Maybe the reason Charlie Parker is fast becoming the most unheard
of the great jazz geniuses is that bebop is at once jazz's most
difficult and most familiar style. But I suspect it's mostly hype.
Virtually everything the saxophonist ever recorded, including
plenty never intended for release, is in print. But where Armstrong
and Ellington and Holiday and Coltrane and Coleman have corporate
reissue programs behind them, Bird's most brilliant studio work is
controlled by specialty labels. So the easiest Parker to find is
also the schlockiest.
Not that last year's Confirmation: The Best of the Verve Years isn't worth hearing--and owning. The two CDs are endlessly astonishing, dominated by small groups that feature Davis, Gillespie, Monk, Hawkins, Roach. But since Verve headman Norman Granz was forever scheming ways to sell his troublesome property, with the choruses and strings and big bands that in retrospect demean perhaps a quarter of these tracks, looking harder will make you smarter. Audiophiles should seek out Denon's vibrantly immediate offering of limited-edition 20-bit Savoy remasters. The Charlie Parker Story, which includes the matchlessly definitive young Koko, is almost as classic in 16-bit. Like all the Denons, however, it suffers from the false starts and alternate takes collectors love and clods like us can do without.
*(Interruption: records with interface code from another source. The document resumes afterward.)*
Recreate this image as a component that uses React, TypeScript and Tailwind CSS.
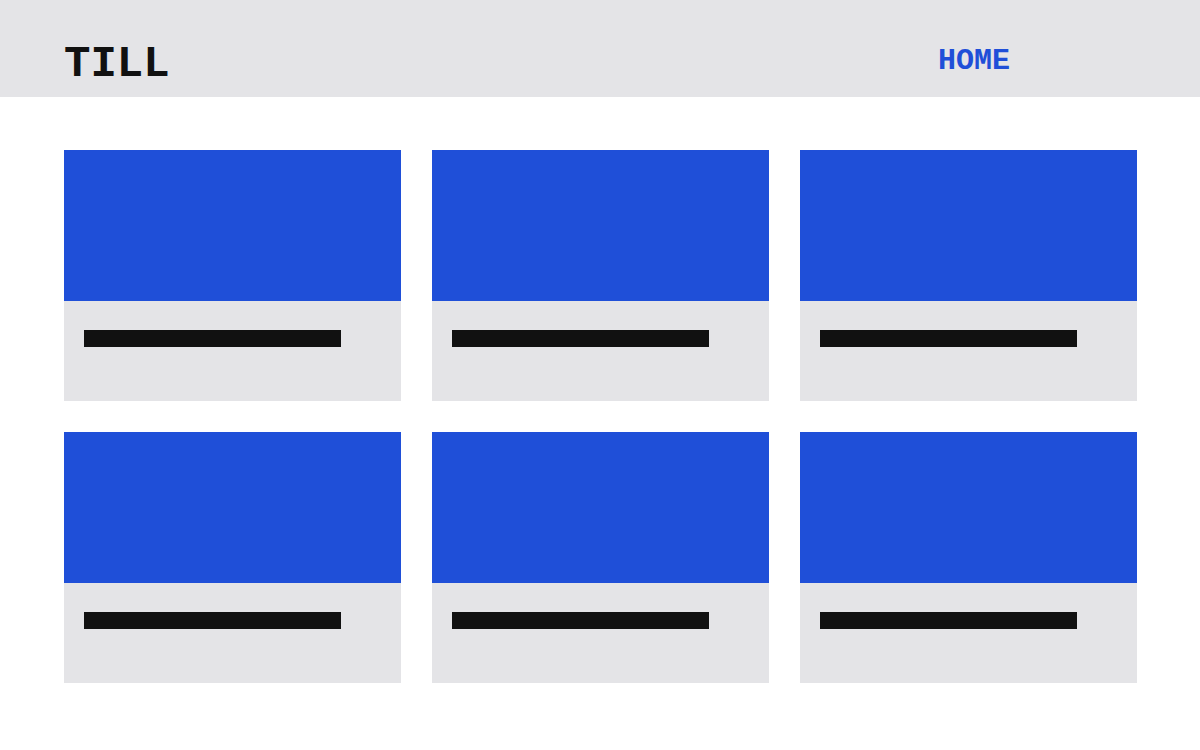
export default function App() {
  const cards = [1, 2, 3, 4, 5, 6];
  return (
    <div className="min-h-screen bg-white" style={{ fontFamily: '"Liberation Mono", monospace' }}>
      <header className="h-[97px] bg-[#e4e4e7] flex items-start justify-between pl-16 pr-[190px]">
        <h1 className="mt-[42px] text-[44px] leading-none font-bold text-[#111111]">TILL</h1>
        <nav className="mt-[46px]">
          <a href="#" className="text-[30px] leading-none font-bold text-[#1f4fd8]">HOME</a>
        </nav>
      </header>
      <main className="px-16 pt-[53px] grid grid-cols-3 gap-[31px] w-[1201px]">
        {cards.map((c) => (
          <div key={c} className="h-[251px] flex flex-col">
            <div className="h-[151px] bg-[#1f4fd8]" />
            <div className="flex-1 bg-[#e4e4e7] pl-5 pt-[29px]">
              <div className="w-[257px] h-[17px] bg-[#111111]" />
            </div>
          </div>
        ))}
      </main>
    </div>
  );
}
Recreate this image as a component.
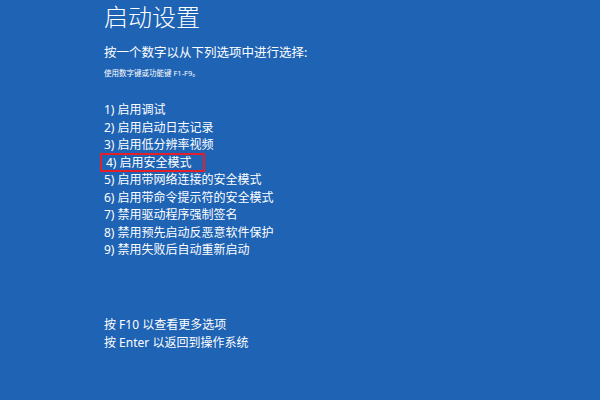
const options = [
  "1) 启用调试",
  "2) 启用启动日志记录",
  "3) 启用低分辨率视频",
  "4) 启用安全模式",
  "5) 启用带网络连接的安全模式",
  "6) 启用带命令提示符的安全模式",
  "7) 禁用驱动程序强制签名",
  "8) 禁用预先启动反恶意软件保护",
  "9) 禁用失败后自动重新启动",
];

export default function App() {
  return (
    <div className="w-[600px] h-[400px] bg-[#1e63b4] text-white pl-[104px] pt-[2px] font-['Noto_Sans','Noto_Sans_CJK_SC',sans-serif] overflow-hidden">
      <h1 className="text-[24px] leading-[30px] font-light">启动设置</h1>

      <p className="mt-[12px] text-[12.5px] leading-[18px]">按一个数字以从下列选项中进行选择:</p>
      <p className="mt-[5px] text-[7.5px] leading-[12px]">使用数字键或功能键 F1-F9。</p>

      <ul className="mt-[22px]">
        {options.map((label, i) =>
          i === 3 ? (
            <li
              key={label}
              className="w-[103px] ml-[-3px] pl-[5px] h-[17.5px] text-[12px] leading-[17.5px] outline-2 outline-[#e3202a] -outline-offset-1"
            >
              {label}
            </li>
          ) : (
            <li key={label} className="h-[17.5px] text-[12px] leading-[17.5px]">
              {label}
            </li>
          )
        )}
      </ul>

      <div className="mt-[57px] text-[12px] leading-[18px]">
        <p>按 F10 以查看更多选项</p>
        <p>按 Enter 以返回到操作系统</p>
      </div>
    </div>
  );
}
Not so with a newly remastered distillation of Bird's most fertile period--possibly as an improviser, definitely as a composer. Charlie Parker: The Legendary Dial Masters (Jazz Classics) is among many other things as coruscating a collection of jazz "heads" as even Ellington or Monk ever put in one place. The playing, by Bird and many of the above coconspirators, is as quick and witty and painful and startling as you could hope. And you won't be able to get the damn tunes out of your head. Who could ask for anything more?